Copy out the data below verbatim.
>> begin
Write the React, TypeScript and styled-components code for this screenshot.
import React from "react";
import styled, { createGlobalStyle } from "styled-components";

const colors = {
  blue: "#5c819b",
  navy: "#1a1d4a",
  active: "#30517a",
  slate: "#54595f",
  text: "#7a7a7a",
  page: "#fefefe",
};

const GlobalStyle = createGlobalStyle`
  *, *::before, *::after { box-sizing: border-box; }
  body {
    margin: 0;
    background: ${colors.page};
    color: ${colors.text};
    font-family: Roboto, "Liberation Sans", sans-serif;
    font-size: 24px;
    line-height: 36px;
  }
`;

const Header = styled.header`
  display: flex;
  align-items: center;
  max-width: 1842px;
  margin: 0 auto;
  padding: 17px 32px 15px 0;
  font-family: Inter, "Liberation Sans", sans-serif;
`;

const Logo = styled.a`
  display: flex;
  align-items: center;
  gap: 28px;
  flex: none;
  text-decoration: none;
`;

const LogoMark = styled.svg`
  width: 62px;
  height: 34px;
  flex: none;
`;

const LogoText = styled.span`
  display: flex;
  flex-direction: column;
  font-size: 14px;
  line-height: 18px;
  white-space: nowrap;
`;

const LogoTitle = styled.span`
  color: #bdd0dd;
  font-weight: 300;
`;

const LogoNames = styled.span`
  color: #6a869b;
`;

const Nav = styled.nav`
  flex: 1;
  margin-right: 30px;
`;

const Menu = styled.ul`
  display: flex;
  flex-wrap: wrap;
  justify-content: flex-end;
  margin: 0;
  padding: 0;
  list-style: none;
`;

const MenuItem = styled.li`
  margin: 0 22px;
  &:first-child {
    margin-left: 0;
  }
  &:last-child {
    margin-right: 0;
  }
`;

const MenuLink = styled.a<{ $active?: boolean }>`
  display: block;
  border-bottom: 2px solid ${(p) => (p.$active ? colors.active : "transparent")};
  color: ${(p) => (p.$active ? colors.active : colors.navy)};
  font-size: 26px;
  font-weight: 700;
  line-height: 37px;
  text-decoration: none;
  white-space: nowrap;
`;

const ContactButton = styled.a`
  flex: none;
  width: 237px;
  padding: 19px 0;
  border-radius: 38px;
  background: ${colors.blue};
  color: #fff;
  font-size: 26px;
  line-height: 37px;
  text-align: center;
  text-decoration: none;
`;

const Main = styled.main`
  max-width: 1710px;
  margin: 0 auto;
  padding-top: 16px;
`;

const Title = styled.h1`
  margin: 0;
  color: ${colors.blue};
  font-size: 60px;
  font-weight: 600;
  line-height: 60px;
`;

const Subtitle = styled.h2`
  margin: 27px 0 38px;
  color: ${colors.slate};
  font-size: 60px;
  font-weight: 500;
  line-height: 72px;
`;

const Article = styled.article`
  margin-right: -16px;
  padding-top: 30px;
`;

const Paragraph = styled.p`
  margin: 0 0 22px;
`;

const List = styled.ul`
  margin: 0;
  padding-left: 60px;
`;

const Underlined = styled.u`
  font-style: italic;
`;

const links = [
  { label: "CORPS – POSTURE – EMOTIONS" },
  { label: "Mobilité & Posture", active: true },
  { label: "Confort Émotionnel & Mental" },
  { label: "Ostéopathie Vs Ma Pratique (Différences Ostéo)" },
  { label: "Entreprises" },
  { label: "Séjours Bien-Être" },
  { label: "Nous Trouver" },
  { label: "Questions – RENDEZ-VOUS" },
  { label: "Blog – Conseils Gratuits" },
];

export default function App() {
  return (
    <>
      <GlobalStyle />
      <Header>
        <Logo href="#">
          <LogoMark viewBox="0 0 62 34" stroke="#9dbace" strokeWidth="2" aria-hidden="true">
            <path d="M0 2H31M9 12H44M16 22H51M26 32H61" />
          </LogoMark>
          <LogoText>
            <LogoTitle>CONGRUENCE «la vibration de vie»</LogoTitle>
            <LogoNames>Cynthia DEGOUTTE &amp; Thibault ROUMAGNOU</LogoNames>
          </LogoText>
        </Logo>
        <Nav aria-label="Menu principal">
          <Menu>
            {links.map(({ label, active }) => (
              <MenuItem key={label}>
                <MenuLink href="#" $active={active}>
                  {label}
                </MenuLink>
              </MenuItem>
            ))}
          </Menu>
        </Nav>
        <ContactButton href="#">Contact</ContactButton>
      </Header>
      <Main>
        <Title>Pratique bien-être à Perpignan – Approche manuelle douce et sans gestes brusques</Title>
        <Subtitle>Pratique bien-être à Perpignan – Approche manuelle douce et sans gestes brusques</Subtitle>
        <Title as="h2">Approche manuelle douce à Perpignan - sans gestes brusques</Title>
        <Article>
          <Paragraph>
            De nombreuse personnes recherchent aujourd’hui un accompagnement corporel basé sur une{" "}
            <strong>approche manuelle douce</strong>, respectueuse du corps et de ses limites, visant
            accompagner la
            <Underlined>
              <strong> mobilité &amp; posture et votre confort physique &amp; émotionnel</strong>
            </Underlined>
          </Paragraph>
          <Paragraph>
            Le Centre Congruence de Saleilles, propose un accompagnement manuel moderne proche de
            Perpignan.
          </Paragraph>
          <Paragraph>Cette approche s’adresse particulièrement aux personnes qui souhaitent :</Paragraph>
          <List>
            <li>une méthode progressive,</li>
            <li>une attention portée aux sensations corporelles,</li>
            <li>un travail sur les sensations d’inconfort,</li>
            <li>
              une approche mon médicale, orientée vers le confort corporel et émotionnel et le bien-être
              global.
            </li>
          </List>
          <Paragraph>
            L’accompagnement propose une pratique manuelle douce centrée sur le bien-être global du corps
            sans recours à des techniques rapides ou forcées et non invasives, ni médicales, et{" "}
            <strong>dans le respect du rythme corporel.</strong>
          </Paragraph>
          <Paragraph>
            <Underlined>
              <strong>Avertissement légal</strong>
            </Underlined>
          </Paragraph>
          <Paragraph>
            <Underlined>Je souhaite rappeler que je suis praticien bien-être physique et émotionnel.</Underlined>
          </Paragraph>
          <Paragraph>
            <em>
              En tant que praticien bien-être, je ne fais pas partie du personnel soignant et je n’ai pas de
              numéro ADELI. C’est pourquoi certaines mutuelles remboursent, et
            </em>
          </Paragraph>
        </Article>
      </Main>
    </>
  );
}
>> end
▶ Output for this task
Write the React, TypeScript and styled-components code for this screenshot.
import React from "react";
import styled, { createGlobalStyle } from "styled-components";

const colors = {
  blue: "#5c819b",
  navy: "#1a1d4a",
  active: "#30517a",
  slate: "#54595f",
  text: "#7a7a7a",
  page: "#fefefe",
};

const GlobalStyle = createGlobalStyle`
  *, *::before, *::after { box-sizing: border-box; }
  body {
    margin: 0;
    background: ${colors.page};
    color: ${colors.text};
    font-family: Roboto, "Liberation Sans", sans-serif;
    font-size: 24px;
    line-height: 36px;
  }
`;

const Header = styled.header`
  display: flex;
  align-items: center;
  max-width: 1842px;
  margin: 0 auto;
  padding: 17px 32px 15px 0;
  font-family: Inter, "Liberation Sans", sans-serif;
`;

const Logo = styled.a`
  display: flex;
  align-items: center;
  gap: 28px;
  flex: none;
  text-decoration: none;
`;

const LogoMark = styled.svg`
  width: 62px;
  height: 34px;
  flex: none;
`;

const LogoText = styled.span`
  display: flex;
  flex-direction: column;
  font-size: 14px;
  line-height: 18px;
  white-space: nowrap;
`;

const LogoTitle = styled.span`
  color: #bdd0dd;
  font-weight: 300;
`;

const LogoNames = styled.span`
  color: #6a869b;
`;

const Nav = styled.nav`
  flex: 1;
  margin-right: 30px;
`;

const Menu = styled.ul`
  display: flex;
  flex-wrap: wrap;
  justify-content: flex-end;
  margin: 0;
  padding: 0;
  list-style: none;
`;

const MenuItem = styled.li`
  margin: 0 22px;
  &:first-child {
    margin-left: 0;
  }
  &:last-child {
    margin-right: 0;
  }
`;

const MenuLink = styled.a<{ $active?: boolean }>`
  display: block;
  border-bottom: 2px solid ${(p) => (p.$active ? colors.active : "transparent")};
  color: ${(p) => (p.$active ? colors.active : colors.navy)};
  font-size: 26px;
  font-weight: 700;
  line-height: 37px;
  text-decoration: none;
  white-space: nowrap;
`;

const ContactButton = styled.a`
  flex: none;
  width: 237px;
  padding: 19px 0;
  border-radius: 38px;
  background: ${colors.blue};
  color: #fff;
  font-size: 26px;
  line-height: 37px;
  text-align: center;
  text-decoration: none;
`;

const Main = styled.main`
  max-width: 1710px;
  margin: 0 auto;
  padding-top: 16px;
`;

const Title = styled.h1`
  margin: 0;
  color: ${colors.blue};
  font-size: 60px;
  font-weight: 600;
  line-height: 60px;
`;

const Subtitle = styled.h2`
  margin: 27px 0 38px;
  color: ${colors.slate};
  font-size: 60px;
  font-weight: 500;
  line-height: 72px;
`;

const Article = styled.article`
  margin-right: -16px;
  padding-top: 30px;
`;

const Paragraph = styled.p`
  margin: 0 0 22px;
`;

const List = styled.ul`
  margin: 0;
  padding-left: 60px;
`;

const Underlined = styled.u`
  font-style: italic;
`;

const links = [
  { label: "CORPS – POSTURE – EMOTIONS" },
  { label: "Mobilité & Posture", active: true },
  { label: "Confort Émotionnel & Mental" },
  { label: "Ostéopathie Vs Ma Pratique (Différences Ostéo)" },
  { label: "Entreprises" },
  { label: "Séjours Bien-Être" },
  { label: "Nous Trouver" },
  { label: "Questions – RENDEZ-VOUS" },
  { label: "Blog – Conseils Gratuits" },
];

export default function App() {
  return (
    <>
      <GlobalStyle />
      <Header>
        <Logo href="#">
          <LogoMark viewBox="0 0 62 34" stroke="#9dbace" strokeWidth="2" aria-hidden="true">
            <path d="M0 2H31M9 12H44M16 22H51M26 32H61" />
          </LogoMark>
          <LogoText>
            <LogoTitle>CONGRUENCE «la vibration de vie»</LogoTitle>
            <LogoNames>Cynthia DEGOUTTE &amp; Thibault ROUMAGNOU</LogoNames>
          </LogoText>
        </Logo>
        <Nav aria-label="Menu principal">
          <Menu>
            {links.map(({ label, active }) => (
              <MenuItem key={label}>
                <MenuLink href="#" $active={active}>
                  {label}
                </MenuLink>
              </MenuItem>
            ))}
          </Menu>
        </Nav>
        <ContactButton href="#">Contact</ContactButton>
      </Header>
      <Main>
        <Title>Pratique bien-être à Perpignan – Approche manuelle douce et sans gestes brusques</Title>
        <Subtitle>Pratique bien-être à Perpignan – Approche manuelle douce et sans gestes brusques</Subtitle>
        <Title as="h2">Approche manuelle douce à Perpignan - sans gestes brusques</Title>
        <Article>
          <Paragraph>
            De nombreuse personnes recherchent aujourd’hui un accompagnement corporel basé sur une{" "}
            <strong>approche manuelle douce</strong>, respectueuse du corps et de ses limites, visant
            accompagner la
            <Underlined>
              <strong> mobilité &amp; posture et votre confort physique &amp; émotionnel</strong>
            </Underlined>
          </Paragraph>
          <Paragraph>
            Le Centre Congruence de Saleilles, propose un accompagnement manuel moderne proche de
            Perpignan.
          </Paragraph>
          <Paragraph>Cette approche s’adresse particulièrement aux personnes qui souhaitent :</Paragraph>
          <List>
            <li>une méthode progressive,</li>
            <li>une attention portée aux sensations corporelles,</li>
            <li>un travail sur les sensations d’inconfort,</li>
            <li>
              une approche mon médicale, orientée vers le confort corporel et émotionnel et le bien-être
              global.
            </li>
          </List>
          <Paragraph>
            L’accompagnement propose une pratique manuelle douce centrée sur le bien-être global du corps
            sans recours à des techniques rapides ou forcées et non invasives, ni médicales, et{" "}
            <strong>dans le respect du rythme corporel.</strong>
          </Paragraph>
          <Paragraph>
            <Underlined>
              <strong>Avertissement légal</strong>
            </Underlined>
          </Paragraph>
          <Paragraph>
            <Underlined>Je souhaite rappeler que je suis praticien bien-être physique et émotionnel.</Underlined>
          </Paragraph>
          <Paragraph>
            <em>
              En tant que praticien bien-être, je ne fais pas partie du personnel soignant et je n’ai pas de
              numéro ADELI. C’est pourquoi certaines mutuelles remboursent, et
            </em>
          </Paragraph>
        </Article>
      </Main>
    </>
  );
}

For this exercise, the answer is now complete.